Sport innanzitutto e calcio in particolare, ma anche Storia e Politica: è tutto questo il libro di Claudio Minoliti «Ferenc Puskás. Il campione dei due mondi» (edizioni Minerva), che traccia la vicenda umana e sportiva di uno dei più grandi calciatori di tutti i tempi, con una ricca appendice fotografica. Minoliti, giornalista messinese figlio d’arte (il padre Licio, attivo alla Tribuna del Mezzogiorno prima di trasferirsi al Nord, è uno dei padri storici del giornalismo sportivo della città dello Stretto), vanta una lunga carriera a Milano, cominciata al quotidiano “La Notte” e poi continuata (con incarichi apicali) e conclusa in varie testate Mediaset.
Ha scritto un libro di piacevole lettura che racconta non solo la vita avventurosa di un campione, ma ci rimanda l’Europa della guerra fredda e della cortina di ferro, coi carri armati sovietici che nel 1956 invasero l’Ungheria (mettendo in crisi anche il Pci, fedele all’Urss), entra anche nella Spagna franchista e mette in primo piano l’intricato viluppo tra politica internazionale e federazioni sportive.
In questo intrigo mondiale, Puskás rimane il protagonista, capace di vivere due vite da campione in un drammatico prima e dopo i carri armati. Lui, colonnello dell’esercito ungherese per meriti sportivi, aveva un sinistro, dolce e potentissimo, che lo aveva reso protagonista nell’Honved Budapest, con cinque scudetti, e nella nazionale del suo Paese, vincitrice nelle Olimpiadi di Helsinki del 1952 e capace di battere i maestri dell’Inghilterra a Wembley addirittura per 6-3. Nel campionato ungherese segnò 357 gol in 354 partite, con la nazionale 84 gol in 85 presenze.

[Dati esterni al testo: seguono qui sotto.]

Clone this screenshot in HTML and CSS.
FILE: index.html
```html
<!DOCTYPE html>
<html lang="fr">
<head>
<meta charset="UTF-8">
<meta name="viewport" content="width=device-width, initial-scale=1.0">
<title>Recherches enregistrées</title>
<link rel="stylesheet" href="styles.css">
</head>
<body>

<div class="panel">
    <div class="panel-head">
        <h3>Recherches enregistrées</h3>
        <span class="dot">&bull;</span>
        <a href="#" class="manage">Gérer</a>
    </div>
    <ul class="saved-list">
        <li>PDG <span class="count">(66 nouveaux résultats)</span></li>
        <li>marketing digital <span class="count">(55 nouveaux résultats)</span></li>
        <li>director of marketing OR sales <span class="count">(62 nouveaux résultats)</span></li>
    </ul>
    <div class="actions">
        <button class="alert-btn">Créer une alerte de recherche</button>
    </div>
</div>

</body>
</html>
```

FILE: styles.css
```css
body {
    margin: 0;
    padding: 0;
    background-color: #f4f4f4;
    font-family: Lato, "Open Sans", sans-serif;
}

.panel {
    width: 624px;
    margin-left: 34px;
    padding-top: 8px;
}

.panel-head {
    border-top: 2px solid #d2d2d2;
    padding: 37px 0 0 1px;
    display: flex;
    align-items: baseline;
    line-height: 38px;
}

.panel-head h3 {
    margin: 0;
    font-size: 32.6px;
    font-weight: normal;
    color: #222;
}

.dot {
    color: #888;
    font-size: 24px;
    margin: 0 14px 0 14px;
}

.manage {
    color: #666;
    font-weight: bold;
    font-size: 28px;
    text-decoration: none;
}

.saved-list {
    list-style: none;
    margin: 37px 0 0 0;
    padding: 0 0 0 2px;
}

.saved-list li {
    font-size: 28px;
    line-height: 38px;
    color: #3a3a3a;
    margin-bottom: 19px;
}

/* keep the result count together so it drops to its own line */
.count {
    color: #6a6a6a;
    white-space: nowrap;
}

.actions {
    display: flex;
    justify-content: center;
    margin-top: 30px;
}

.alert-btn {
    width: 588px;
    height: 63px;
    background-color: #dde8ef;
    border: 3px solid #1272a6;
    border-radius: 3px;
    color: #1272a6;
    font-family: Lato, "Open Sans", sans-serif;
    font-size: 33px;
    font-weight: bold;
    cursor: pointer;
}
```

Dopo il 1956, lasciò l’Ungheria (grazie al calcio, l’Honved era in trasferta per la Coppa dei Campioni), riuscì a farsi raggiungere dalla moglie e dalla figlia e cercò di sopravvivere, insieme con i compagni dell’Honved, con ingaggi per amichevoli.
Ma presto arrivò la squalifica internazionale, voluta dall’Ungheria, dove era stato dichiarato disertore. Rimase fermo due anni, per la maggior parte trascorsi in Italia, a Bordighera. Cercava di allenarsi, ma a 31 anni era un signore quasi attempato, ingrassato di venti chili, segnalati da una vistosa pancia. Le squadre italiane lo contattarono ma erano perplesse. Nel 1958 lo ingaggiò, invece, il Real Madrid grazie al visionario patron Santiago Bernabéu, che lo impose anche all’allenatore che non voleva schierare un calciatore così grasso.

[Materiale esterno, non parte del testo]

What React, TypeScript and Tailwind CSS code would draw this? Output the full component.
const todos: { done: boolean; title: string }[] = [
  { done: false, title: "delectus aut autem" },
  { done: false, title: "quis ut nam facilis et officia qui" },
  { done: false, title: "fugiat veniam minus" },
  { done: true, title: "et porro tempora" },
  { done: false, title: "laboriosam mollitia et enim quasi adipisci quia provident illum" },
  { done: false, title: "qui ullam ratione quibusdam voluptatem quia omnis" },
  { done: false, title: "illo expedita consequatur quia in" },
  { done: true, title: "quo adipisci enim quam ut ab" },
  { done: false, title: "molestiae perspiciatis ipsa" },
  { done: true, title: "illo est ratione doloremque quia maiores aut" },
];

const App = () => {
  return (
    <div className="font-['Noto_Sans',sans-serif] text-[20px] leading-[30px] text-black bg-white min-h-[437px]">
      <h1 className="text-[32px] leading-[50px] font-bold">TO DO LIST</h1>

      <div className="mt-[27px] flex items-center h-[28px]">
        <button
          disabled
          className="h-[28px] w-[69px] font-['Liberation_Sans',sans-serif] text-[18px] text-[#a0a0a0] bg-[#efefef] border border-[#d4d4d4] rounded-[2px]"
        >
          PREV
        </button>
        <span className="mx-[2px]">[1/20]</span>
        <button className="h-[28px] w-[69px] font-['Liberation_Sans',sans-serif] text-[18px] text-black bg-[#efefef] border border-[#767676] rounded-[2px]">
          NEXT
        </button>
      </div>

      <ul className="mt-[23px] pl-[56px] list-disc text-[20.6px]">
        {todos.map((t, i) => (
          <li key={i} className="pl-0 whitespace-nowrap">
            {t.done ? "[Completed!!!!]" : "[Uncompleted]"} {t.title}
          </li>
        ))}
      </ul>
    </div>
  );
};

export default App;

Lì, invece, cominciò la seconda vita di Puskás, accanto a un altro campione, Alfredo Di Stefano: con grandi sacrifici tornò in forma. Risultato? Con lui il Real Madrid vinse sei campionati e tre Coppe dei Campioni; Puskás realizzò 242 gol in 262 partite e stabilì il record mai eguagliato di 4 gol realizzati in una finale di Coppa dei Campioni. A carriera conclusa fece l’allenatore (nel 1978 anche in Arabia Saudita, precorrendo i nostri tempi). Dopo la caduta del muro di Berlino rientrò a Budapest da eroe. Alla morte, nel 2006, è stato sepolto nella basilica di Santo Stefano che ospita le tombe di santi e sovrani e gli è stato intitolato lo stadio, la famosa Arena Puskás.

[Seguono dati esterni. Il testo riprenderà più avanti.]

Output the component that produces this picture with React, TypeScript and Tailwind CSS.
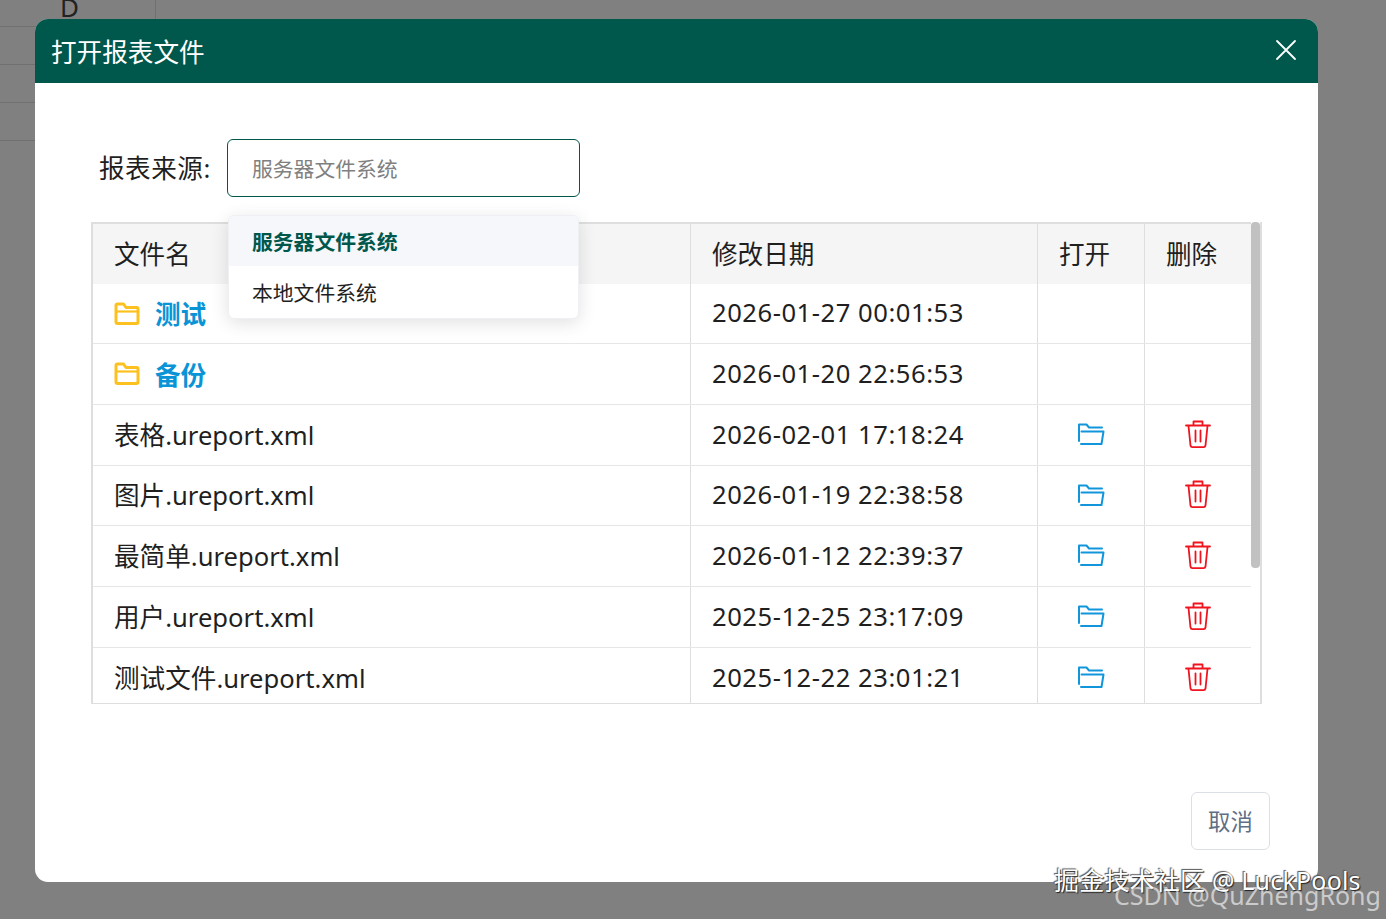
const FONT = '"Noto Sans", "Noto Sans CJK SC", sans-serif';

const folders = [
  { name: '测试', date: '2026-01-27 00:01:53', h: 'h-[60px]' },
  { name: '备份', date: '2026-01-20 22:56:53', h: 'h-[61px]' },
];

const files = [
  { name: '表格.ureport.xml', date: '2026-02-01 17:18:24', h: 'h-[61px]' },
  { name: '图片.ureport.xml', date: '2026-01-19 22:38:58', h: 'h-[60px]' },
  { name: '最简单.ureport.xml', date: '2026-01-12 22:39:37', h: 'h-[61px]' },
  { name: '用户.ureport.xml', date: '2025-12-25 23:17:09', h: 'h-[61px]' },
  { name: '测试文件.ureport.xml', date: '2025-12-22 23:01:21', h: 'h-[61px]' },
];

function YellowFolder() {
  return (
    <svg width="26" height="24" viewBox="0 0 26 24" fill="none" stroke="#fdc11f" strokeWidth="3" strokeLinejoin="round">
      <path d="M2 3.500a1.500 1.500 0 0 1 1.500-1.500h6l2.500 3.500h10.500a1.500 1.500 0 0 1 1.500 1.500v13a1.500 1.500 0 0 1-1.500 1.500h-19a1.500 1.500 0 0 1-1.500-1.500z" />
      <path d="M2 9.500h22" strokeWidth="2.200" />
    </svg>
  );
}

function OpenFolder() {
  return (
    <svg width="28" height="24" viewBox="0 0 28 24" fill="none" stroke="#1296db" strokeWidth="2" strokeLinecap="round" strokeLinejoin="round">
      <path d="M2 19V2.500h7.500l2.500 3h13" />
      <path d="M4.500 9.500h22l-2 12.500H4" />
    </svg>
  );
}

function Trash() {
  return (
    <svg width="26" height="29" viewBox="0 0 26 29" fill="none" stroke="#f0141e" strokeWidth="1.8" strokeLinecap="round" strokeLinejoin="round">
      <path d="M1 5.500h24" />
      <path d="M8.500 5V1.500h9V5" />
      <path d="M3.500 6l2 19.500a2 2 0 0 0 2 1.700h11a2 2 0 0 0 2-1.700L22.500 6" />
      <path d="M10.500 10.500v11M15.500 10.500v11" />
    </svg>
  );
}

function Row({ h, children }: { h: string; children: React.ReactNode }) {
  return <div className={`flex border-b border-[#e6e6e6] ${h}`}>{children}</div>;
}

function NameCell({ children }: { children: React.ReactNode }) {
  return <div className="flex w-[598px] items-center gap-[15px] border-r border-[#dedede] pl-[21px]">{children}</div>;
}

function DateCell({ children }: { children: React.ReactNode }) {
  return <div className="flex w-[347px] items-center border-r border-[#dedede] pl-[21px]">{children}</div>;
}

function BackgroundSheet() {
  return (
    <div className="h-[919px] w-full overflow-hidden bg-[#808080]">
      <div className="flex h-[27px] w-[156px] items-start justify-end border-r border-b border-[#707070] pr-[76px]">
        <span className="-mt-[8px] text-[26px] leading-[30px] text-[#222]">D</span>
      </div>
      <div className="h-[38px] w-[40px] border-b border-[#707070]" />
      <div className="h-[38px] w-[40px] border-b border-[#707070]" />
      <div className="h-[38px] w-[40px] border-b border-[#707070]" />
    </div>
  );
}

export default function App() {
  return (
    <div className="relative h-[919px] w-[1386px] overflow-hidden" style={{ fontFamily: FONT }}>
      <BackgroundSheet />

      {/* dialog */}
      <div className="absolute top-[19px] left-[35px] flex h-[863px] w-[1283px] flex-col rounded-[13px] bg-white">
        <div className="flex h-[64px] shrink-0 items-center justify-between rounded-t-[13px] bg-[#00584c] pr-[21px] pl-[16px]">
          <span className="pt-[4px] text-[25.6px] text-white">打开报表文件</span>
          <svg width="22" height="22" viewBox="0 0 22 22" stroke="white" strokeWidth="1.800" strokeLinecap="round" className="mb-[2px]">
            <path d="M2 2l18 18M20 2L2 20" />
          </svg>
        </div>

        <div className="flex flex-1 flex-col pt-[56px] pr-[48px] pl-[57px]">
          <div className="relative ml-[7px] flex h-[58px] items-center gap-[15px]">
            <span className="w-[113px] pt-[2px] text-[25.6px] tracking-[0.5px] whitespace-nowrap text-[#1f1f1f]">报表来源:</span>
            <div className="flex h-[58px] w-[353px] items-center rounded-[6px] border border-[#00584c] pt-[4px] pl-[24px] text-[20.8px] text-[#808080]">
              服务器文件系统
            </div>
            {/* dropdown */}
            <div className="absolute top-[76px] left-[129px] z-10 w-[351px] overflow-hidden rounded-[6px] border border-[#eef0f3] bg-white shadow-[0_4px_18px_rgba(0,0,0,0.12)]">
              <div className="flex h-[50px] items-center bg-[#f5f7fa] pt-[4px] pl-[23px] text-[20.8px] font-bold text-[#00584c]">
                服务器文件系统
              </div>
              <div className="flex h-[52px] items-center pt-[4px] pl-[23px] text-[20.8px] text-[#1f1f1f]">本地文件系统</div>
            </div>
          </div>

          {/* table */}
          <div className="relative mt-[25px] -ml-[1px] h-[482px] w-[1171px] border-t-2 border-r-2 border-b border-l-2 border-[#dedede]">
            <div className="h-full overflow-hidden">
              <div className="flex h-[60px] bg-[#f5f5f5] text-[25.6px] text-[#1f1f1f]">
                <NameCell>
                  <span className="pt-[3px]">文件名</span>
                </NameCell>
                <DateCell>
                  <span className="pt-[3px]">修改日期</span>
                </DateCell>
                <div className="flex w-[107px] items-center border-r border-[#dedede] pt-[3px] pl-[21px]">打开</div>
                <div className="flex w-[107px] items-center pt-[3px] pl-[21px]">删除</div>
              </div>
              {folders.map((f) => (
                <Row key={f.name} h={f.h}>
                  <NameCell>
                    <YellowFolder />
                    <span className="pt-[4px] text-[25.6px] font-bold text-[#0a94d6]">{f.name}</span>
                  </NameCell>
                  <DateCell>
                    <span className="text-[25.6px] tracking-[0.53px] text-[#1f1f1f]">{f.date}</span>
                  </DateCell>
                  <div className="w-[107px] border-r border-[#dedede]" />
                  <div className="w-[107px]" />
                </Row>
              ))}
              {files.map((f) => (
                <Row key={f.name} h={f.h}>
                  <NameCell>
                    <span className="pt-[2px] text-[25.6px] whitespace-nowrap text-[#1f1f1f]">{f.name}</span>
                  </NameCell>
                  <DateCell>
                    <span className="text-[25.6px] tracking-[0.53px] text-[#1f1f1f]">{f.date}</span>
                  </DateCell>
                  <div className="flex w-[107px] items-center border-r border-[#dedede] pb-[2px] pl-[39px]">
                    <OpenFolder />
                  </div>
                  <div className="flex w-[107px] items-center pb-[2px] pl-[40px]">
                    <Trash />
                  </div>
                </Row>
              ))}
            </div>
            {/* scrollbar */}
            <div className="absolute -top-[2px] right-0 bottom-0 w-[9px] bg-white">
              <div className="h-[346px] w-full rounded-[4px] bg-[#c1c1c1]" />
            </div>
          </div>

          <div className="mt-[88px] flex justify-end">
            <button className="flex h-[58px] w-[79px] items-center justify-center rounded-[6px] border border-[#dcdfe6] bg-white pt-[2px] text-[22.4px] text-[#606f85]">
              取消
            </button>
          </div>
        </div>
      </div>

      {/* watermarks */}
      <span className="absolute top-[862px] left-[1054px] text-[25px] leading-[36px] tracking-[0.2px] whitespace-nowrap text-white [text-shadow:1px_1px_1px_#222,-1px_-1px_1px_#555]">
        掘金技术社区 @ LuckPools
      </span>
      <span className="absolute top-[877px] left-[1114px] text-[25px] leading-[36px] whitespace-nowrap text-white/60">
        CSDN @QuZhengRong
      </span>
    </div>
  );
}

Minoliti racconta ricorrendo a flash back, che gli consentono di uscire dalla cronaca stretta per intersecare stati d’animo e vicende personali e sportive con quelle storiche. E poi fa un’altra cosa preziosa: con linguaggio moderno ci riporta ai tempi in cui, senza tv, le partite erano raccontate alla radio o dai grandi giornalisti. Un esempio? Eccolo: «Il capitano stoppa la palla, mentre rinviene rapidamente Wright nel disperato tentativo di fermarlo. Invece, accarezza la sfera con i tacchetti della “pantofola” sinistra, mentre l’inglese continua la sua corsa in direzione opposta. La palla rotolò lieve all’indietro, sempre incollata allo scarpino (…) Una magia: il pallone prima sparisce, poi ricompare in fondo al sacco». Proprio per questa rete, realizzata a Wembley, la Federcalcio mondiale ha intitolato a Puskás il premio per il miglior gol dell’anno. E, se avete socchiuso gli occhi, lo avete visto anche voi.